Records with interface code:
============

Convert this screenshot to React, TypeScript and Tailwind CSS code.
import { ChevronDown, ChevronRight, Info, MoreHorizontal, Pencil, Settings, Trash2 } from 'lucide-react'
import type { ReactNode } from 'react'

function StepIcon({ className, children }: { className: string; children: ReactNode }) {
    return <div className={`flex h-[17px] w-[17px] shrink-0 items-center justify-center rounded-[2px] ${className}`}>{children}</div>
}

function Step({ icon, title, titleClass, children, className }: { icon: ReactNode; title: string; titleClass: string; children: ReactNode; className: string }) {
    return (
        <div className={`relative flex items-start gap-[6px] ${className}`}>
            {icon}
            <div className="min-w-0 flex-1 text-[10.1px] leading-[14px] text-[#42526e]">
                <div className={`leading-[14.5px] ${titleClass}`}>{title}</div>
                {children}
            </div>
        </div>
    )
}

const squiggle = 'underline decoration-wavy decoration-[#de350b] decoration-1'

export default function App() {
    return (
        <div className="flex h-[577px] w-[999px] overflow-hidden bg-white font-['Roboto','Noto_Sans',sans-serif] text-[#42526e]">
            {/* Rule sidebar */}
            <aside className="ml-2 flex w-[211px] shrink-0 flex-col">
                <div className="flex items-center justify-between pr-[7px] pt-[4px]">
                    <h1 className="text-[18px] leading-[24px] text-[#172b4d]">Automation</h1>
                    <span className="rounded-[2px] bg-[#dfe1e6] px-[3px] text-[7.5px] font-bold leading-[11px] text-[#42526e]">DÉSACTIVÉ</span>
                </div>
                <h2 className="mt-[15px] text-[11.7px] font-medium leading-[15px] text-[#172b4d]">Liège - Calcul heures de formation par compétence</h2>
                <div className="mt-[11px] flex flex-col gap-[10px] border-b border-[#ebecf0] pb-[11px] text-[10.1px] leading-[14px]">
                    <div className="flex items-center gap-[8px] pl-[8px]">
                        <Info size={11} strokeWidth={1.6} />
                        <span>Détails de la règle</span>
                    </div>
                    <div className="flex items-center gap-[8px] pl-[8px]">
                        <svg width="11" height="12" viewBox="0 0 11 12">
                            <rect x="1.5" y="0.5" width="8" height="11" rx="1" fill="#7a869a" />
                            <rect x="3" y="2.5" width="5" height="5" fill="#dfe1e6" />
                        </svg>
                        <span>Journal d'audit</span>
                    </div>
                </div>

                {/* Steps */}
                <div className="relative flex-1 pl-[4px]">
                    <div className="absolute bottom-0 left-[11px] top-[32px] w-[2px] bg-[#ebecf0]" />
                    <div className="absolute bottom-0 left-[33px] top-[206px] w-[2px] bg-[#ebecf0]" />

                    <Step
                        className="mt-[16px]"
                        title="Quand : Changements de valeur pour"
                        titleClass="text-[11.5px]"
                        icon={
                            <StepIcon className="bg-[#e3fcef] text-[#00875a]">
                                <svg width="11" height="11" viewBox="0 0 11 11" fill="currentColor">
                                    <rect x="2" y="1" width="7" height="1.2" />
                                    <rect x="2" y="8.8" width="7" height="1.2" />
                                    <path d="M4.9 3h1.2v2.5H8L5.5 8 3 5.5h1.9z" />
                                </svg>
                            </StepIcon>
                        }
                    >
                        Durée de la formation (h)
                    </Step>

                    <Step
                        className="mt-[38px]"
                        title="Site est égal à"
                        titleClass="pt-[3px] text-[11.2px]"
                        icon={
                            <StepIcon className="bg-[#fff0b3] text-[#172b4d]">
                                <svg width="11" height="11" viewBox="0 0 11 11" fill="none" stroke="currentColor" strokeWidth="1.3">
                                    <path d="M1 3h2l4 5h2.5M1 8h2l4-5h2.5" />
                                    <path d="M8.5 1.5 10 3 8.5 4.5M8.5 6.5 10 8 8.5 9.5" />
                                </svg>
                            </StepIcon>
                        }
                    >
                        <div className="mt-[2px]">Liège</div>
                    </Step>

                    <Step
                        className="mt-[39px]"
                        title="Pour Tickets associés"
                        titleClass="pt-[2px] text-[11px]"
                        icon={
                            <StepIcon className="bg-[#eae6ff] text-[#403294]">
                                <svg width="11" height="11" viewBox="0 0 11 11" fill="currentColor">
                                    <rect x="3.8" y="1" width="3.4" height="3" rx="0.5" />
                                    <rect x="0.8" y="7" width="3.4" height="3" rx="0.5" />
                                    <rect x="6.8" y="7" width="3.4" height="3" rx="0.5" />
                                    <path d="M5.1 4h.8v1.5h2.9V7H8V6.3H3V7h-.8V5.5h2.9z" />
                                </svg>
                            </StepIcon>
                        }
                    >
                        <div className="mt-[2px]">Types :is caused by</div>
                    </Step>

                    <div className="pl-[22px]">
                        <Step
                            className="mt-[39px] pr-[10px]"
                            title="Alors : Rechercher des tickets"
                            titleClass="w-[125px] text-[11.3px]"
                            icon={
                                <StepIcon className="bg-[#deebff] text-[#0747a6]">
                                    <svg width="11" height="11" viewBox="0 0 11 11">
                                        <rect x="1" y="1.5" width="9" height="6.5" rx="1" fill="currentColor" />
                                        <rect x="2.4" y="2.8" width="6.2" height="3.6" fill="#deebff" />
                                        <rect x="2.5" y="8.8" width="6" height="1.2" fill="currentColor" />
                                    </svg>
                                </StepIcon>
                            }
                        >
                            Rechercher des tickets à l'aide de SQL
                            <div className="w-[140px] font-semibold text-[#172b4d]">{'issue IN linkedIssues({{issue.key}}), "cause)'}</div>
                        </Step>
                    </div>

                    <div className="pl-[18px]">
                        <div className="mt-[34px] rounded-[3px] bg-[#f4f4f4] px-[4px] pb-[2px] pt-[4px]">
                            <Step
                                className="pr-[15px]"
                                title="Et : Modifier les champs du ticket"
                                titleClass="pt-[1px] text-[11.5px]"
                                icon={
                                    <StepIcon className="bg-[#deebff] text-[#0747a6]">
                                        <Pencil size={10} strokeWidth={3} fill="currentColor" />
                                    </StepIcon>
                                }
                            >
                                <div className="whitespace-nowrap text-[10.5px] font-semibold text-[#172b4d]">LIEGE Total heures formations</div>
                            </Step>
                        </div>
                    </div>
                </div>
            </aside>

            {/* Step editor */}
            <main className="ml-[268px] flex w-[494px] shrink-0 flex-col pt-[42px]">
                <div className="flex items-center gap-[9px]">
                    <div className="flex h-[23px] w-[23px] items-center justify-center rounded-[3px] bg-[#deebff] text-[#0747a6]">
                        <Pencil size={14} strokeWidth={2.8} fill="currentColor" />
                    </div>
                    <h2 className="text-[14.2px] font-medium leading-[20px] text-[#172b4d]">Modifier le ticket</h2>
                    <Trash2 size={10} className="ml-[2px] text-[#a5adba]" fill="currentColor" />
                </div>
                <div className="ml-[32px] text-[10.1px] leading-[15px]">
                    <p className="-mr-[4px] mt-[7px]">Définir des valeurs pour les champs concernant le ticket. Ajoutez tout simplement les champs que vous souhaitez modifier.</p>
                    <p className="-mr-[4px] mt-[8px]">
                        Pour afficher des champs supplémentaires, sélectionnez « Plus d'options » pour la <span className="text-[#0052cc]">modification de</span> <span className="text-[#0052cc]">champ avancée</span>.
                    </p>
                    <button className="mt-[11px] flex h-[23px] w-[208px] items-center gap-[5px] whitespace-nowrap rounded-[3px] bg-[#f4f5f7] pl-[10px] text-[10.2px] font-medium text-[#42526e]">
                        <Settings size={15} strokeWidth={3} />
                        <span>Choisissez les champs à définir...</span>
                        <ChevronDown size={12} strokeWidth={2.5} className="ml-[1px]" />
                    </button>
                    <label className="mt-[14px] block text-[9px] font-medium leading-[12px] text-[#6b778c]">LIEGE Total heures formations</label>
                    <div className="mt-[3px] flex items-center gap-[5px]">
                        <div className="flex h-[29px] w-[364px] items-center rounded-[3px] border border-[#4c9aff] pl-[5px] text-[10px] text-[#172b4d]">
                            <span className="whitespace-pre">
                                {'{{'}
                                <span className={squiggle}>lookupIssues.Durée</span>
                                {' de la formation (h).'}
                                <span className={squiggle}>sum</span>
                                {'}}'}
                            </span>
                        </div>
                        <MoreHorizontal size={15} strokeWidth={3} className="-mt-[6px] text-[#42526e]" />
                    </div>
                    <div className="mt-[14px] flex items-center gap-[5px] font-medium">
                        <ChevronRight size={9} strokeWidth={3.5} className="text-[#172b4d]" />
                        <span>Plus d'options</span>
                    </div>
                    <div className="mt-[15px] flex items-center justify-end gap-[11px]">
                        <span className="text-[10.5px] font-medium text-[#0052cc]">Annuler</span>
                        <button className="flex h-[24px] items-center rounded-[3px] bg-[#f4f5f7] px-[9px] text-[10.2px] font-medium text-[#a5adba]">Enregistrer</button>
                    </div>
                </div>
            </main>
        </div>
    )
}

============

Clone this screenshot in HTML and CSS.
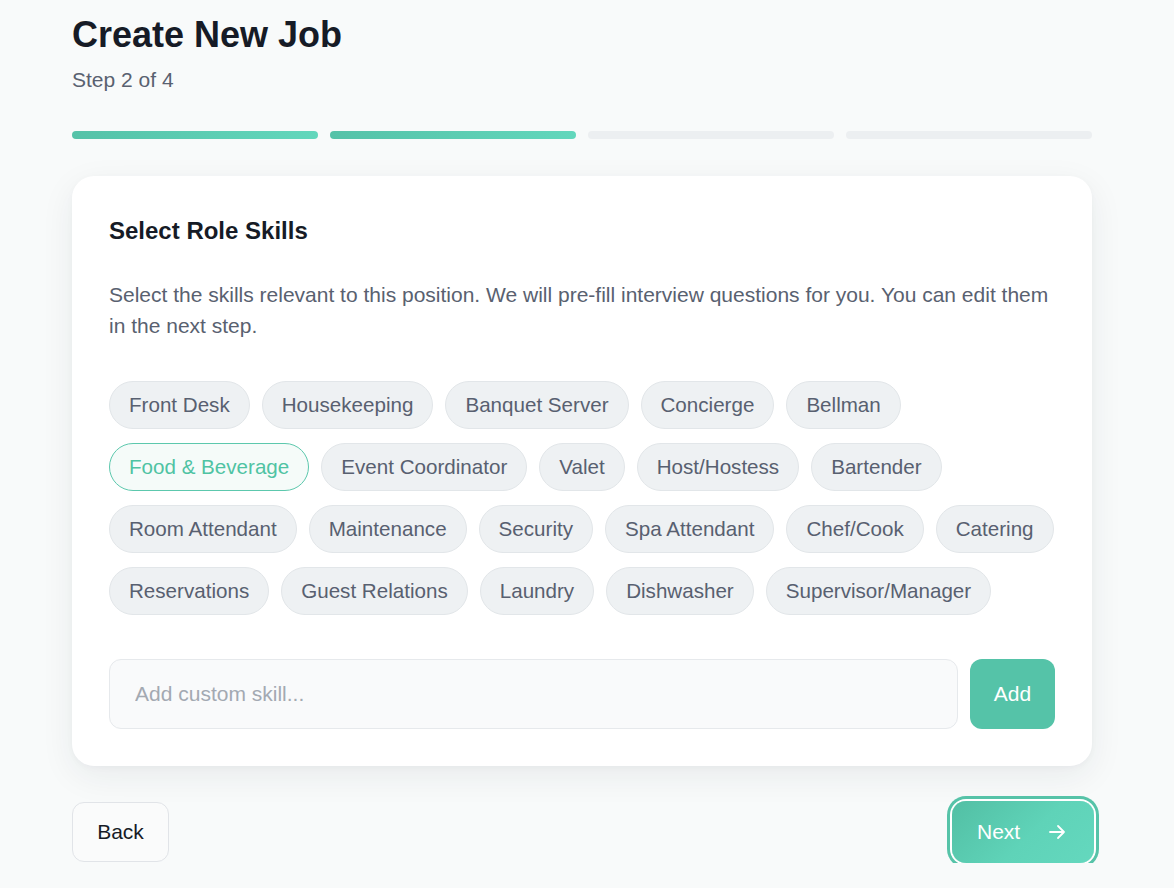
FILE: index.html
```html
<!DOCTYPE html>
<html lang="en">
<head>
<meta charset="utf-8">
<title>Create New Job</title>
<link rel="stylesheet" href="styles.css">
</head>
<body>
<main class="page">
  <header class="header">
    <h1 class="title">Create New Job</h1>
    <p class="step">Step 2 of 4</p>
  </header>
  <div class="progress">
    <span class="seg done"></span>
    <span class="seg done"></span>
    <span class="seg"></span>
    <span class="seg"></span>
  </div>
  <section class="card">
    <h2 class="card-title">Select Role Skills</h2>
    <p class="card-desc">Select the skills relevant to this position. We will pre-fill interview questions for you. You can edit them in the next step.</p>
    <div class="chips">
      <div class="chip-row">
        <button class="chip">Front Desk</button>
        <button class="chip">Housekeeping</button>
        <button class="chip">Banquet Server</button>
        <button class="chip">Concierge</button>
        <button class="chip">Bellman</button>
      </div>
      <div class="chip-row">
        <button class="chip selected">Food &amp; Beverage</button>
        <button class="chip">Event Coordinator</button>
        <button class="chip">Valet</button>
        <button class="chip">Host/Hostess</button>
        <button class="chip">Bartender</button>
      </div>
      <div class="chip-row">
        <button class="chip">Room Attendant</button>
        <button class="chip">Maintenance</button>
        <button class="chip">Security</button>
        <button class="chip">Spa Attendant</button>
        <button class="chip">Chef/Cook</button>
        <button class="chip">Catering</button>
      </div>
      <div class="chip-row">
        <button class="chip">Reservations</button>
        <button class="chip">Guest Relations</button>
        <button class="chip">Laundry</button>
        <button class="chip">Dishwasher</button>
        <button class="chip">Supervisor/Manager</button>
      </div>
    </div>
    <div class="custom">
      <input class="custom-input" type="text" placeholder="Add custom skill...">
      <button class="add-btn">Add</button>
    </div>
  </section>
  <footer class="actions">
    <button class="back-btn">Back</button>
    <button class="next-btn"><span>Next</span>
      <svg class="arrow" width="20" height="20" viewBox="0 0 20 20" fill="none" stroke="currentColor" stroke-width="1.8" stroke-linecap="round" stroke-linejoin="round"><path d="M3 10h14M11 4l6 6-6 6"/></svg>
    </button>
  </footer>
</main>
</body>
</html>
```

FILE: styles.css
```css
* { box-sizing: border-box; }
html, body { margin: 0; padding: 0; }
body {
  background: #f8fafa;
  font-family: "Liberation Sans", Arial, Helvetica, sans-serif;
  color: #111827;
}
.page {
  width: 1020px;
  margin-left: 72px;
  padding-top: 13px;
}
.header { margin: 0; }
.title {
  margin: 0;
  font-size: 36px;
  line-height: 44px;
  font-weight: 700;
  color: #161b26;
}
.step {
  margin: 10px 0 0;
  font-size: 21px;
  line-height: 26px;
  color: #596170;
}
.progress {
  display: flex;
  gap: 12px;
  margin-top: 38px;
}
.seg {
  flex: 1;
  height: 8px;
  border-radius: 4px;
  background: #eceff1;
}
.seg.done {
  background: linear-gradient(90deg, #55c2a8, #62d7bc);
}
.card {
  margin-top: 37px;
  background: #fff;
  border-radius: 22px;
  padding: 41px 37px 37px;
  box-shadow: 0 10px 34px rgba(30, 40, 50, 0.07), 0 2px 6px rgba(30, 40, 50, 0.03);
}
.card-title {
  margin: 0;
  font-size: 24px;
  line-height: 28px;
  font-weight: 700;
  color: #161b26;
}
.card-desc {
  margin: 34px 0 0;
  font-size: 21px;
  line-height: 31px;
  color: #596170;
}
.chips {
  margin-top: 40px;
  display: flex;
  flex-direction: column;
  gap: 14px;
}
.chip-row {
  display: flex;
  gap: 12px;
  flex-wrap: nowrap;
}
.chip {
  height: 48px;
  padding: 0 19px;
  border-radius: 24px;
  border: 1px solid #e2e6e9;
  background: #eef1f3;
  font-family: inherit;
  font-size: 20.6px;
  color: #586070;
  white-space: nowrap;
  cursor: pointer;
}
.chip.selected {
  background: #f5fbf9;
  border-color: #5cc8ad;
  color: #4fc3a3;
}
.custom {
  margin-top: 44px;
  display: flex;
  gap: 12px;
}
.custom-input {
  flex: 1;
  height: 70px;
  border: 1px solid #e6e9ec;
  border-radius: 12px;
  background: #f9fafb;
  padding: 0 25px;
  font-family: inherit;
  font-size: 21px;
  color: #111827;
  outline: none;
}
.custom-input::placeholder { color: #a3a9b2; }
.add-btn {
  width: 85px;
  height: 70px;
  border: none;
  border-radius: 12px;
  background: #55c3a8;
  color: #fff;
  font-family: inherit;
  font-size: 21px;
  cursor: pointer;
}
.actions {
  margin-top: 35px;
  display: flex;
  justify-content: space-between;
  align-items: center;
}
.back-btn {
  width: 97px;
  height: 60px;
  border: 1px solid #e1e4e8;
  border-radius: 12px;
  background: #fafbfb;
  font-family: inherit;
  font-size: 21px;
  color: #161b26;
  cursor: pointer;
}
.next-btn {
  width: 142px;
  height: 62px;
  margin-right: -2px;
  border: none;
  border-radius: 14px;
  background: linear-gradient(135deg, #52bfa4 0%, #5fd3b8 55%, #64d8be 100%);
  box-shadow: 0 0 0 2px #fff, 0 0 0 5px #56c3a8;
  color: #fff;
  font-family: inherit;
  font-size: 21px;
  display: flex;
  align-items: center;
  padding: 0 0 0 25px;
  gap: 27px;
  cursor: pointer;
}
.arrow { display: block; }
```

============

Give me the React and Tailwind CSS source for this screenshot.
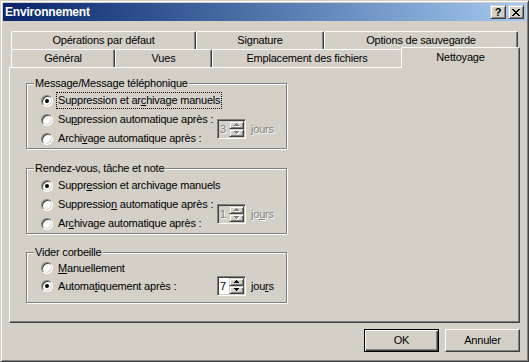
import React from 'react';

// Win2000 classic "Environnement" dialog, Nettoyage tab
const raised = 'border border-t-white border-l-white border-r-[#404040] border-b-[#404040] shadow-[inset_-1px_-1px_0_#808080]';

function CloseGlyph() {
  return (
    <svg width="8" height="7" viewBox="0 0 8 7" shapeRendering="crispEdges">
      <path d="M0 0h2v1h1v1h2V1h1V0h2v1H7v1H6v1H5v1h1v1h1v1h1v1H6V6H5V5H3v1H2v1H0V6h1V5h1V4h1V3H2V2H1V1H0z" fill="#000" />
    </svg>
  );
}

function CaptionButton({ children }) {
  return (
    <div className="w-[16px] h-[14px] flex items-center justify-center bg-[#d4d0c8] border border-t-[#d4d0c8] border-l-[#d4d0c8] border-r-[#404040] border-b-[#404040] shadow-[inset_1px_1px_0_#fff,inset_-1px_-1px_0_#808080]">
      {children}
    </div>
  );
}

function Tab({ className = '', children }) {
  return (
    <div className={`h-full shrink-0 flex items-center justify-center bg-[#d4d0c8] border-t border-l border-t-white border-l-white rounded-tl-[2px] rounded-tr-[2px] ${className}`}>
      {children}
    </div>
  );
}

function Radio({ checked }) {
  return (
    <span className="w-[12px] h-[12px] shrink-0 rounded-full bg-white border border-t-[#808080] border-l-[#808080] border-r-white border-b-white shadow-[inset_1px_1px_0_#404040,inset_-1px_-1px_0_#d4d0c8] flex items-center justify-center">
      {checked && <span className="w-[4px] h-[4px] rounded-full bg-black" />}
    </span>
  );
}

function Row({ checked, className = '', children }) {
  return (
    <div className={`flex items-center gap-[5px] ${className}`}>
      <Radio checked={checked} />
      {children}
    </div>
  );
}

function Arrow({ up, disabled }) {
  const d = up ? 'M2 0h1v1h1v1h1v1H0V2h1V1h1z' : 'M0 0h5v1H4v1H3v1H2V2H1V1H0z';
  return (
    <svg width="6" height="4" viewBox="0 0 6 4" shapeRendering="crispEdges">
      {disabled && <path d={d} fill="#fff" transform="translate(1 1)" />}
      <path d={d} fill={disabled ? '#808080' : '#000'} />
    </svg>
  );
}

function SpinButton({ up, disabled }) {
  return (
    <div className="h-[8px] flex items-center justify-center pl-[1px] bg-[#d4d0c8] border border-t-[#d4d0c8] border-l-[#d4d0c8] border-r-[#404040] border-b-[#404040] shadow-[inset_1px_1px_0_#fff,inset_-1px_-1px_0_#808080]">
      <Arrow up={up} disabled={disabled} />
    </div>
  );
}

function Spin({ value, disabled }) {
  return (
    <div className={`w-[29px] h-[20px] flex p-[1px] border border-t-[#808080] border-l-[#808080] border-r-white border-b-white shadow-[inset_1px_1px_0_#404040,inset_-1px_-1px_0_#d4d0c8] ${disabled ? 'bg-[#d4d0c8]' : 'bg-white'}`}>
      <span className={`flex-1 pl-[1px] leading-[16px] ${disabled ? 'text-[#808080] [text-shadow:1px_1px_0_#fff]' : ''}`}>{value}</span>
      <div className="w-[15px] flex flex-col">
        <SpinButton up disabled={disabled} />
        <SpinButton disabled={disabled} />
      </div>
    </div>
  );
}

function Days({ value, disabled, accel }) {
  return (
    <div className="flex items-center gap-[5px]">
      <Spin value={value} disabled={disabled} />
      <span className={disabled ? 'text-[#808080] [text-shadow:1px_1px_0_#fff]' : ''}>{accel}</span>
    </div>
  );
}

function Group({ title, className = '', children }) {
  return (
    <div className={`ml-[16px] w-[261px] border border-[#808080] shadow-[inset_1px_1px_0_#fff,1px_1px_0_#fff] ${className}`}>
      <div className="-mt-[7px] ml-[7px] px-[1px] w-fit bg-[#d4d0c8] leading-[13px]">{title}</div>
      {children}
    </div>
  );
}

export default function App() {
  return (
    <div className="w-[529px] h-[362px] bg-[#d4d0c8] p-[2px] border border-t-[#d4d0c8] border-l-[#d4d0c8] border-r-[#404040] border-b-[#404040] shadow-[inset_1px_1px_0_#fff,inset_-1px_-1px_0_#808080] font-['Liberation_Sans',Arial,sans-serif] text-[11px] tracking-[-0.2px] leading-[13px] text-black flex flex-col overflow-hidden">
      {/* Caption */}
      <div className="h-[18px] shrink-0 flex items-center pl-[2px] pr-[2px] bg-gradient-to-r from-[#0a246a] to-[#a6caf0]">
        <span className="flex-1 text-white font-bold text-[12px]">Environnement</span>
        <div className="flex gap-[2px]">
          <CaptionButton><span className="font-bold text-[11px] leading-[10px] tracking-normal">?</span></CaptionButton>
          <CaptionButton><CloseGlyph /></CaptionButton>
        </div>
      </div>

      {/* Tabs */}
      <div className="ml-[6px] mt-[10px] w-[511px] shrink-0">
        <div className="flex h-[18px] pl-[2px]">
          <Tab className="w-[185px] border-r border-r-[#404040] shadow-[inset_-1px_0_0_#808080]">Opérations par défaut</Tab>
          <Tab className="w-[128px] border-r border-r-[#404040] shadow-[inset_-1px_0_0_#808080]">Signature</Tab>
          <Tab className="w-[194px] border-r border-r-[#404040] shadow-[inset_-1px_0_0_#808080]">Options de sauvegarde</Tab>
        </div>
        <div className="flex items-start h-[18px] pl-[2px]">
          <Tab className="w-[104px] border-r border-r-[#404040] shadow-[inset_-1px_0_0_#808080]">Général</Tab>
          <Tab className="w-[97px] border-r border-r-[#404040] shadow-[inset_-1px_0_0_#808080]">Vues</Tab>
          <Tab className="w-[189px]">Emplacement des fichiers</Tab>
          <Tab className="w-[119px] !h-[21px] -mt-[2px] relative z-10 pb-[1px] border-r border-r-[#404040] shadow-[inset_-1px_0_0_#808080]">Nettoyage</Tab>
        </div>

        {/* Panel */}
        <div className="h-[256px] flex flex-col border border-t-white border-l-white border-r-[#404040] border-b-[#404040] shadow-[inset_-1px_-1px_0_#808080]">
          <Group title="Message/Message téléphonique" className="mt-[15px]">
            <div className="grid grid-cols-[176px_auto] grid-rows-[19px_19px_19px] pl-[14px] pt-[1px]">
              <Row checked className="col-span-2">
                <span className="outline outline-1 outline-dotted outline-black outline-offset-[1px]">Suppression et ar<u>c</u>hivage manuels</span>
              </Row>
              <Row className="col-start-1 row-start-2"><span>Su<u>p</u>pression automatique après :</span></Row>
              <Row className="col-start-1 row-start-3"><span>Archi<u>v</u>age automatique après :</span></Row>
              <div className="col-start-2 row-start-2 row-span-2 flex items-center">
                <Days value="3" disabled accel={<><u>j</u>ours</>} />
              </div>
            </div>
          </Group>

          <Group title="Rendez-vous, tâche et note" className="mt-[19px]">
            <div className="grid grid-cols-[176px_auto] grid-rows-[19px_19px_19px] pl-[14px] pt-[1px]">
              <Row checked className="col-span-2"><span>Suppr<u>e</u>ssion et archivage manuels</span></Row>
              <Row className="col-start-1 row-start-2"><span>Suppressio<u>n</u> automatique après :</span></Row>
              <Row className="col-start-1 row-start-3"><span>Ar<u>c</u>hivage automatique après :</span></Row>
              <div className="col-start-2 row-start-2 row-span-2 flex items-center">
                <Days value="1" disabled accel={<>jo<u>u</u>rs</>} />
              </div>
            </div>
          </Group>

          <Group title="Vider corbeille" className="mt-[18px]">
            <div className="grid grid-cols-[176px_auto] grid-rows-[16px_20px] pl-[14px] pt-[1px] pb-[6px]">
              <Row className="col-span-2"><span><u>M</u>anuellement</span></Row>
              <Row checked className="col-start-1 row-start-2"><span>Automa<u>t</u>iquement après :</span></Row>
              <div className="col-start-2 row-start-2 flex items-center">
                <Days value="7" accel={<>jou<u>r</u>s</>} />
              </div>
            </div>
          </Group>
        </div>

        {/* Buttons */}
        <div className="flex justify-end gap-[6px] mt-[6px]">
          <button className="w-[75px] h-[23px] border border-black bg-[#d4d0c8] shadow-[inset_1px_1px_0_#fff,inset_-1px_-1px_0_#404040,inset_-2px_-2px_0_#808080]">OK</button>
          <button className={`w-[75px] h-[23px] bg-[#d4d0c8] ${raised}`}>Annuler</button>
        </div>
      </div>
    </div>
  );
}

============

In the material above, locate the line containing "Convert this screenshot" and the line containing "const squiggle = 'underline". Transcribe exactly those two lines and every line between them, and nothing more.

Convert this screenshot to React, TypeScript and Tailwind CSS code.
import { ChevronDown, ChevronRight, Info, MoreHorizontal, Pencil, Settings, Trash2 } from 'lucide-react'
import type { ReactNode } from 'react'

function StepIcon({ className, children }: { className: string; children: ReactNode }) {
    return <div className={`flex h-[17px] w-[17px] shrink-0 items-center justify-center rounded-[2px] ${className}`}>{children}</div>
}

function Step({ icon, title, titleClass, children, className }: { icon: ReactNode; title: string; titleClass: string; children: ReactNode; className: string }) {
    return (
        <div className={`relative flex items-start gap-[6px] ${className}`}>
            {icon}
            <div className="min-w-0 flex-1 text-[10.1px] leading-[14px] text-[#42526e]">
                <div className={`leading-[14.5px] ${titleClass}`}>{title}</div>
                {children}
            </div>
        </div>
    )
}

const squiggle = 'underline decoration-wavy decoration-[#de350b] decoration-1'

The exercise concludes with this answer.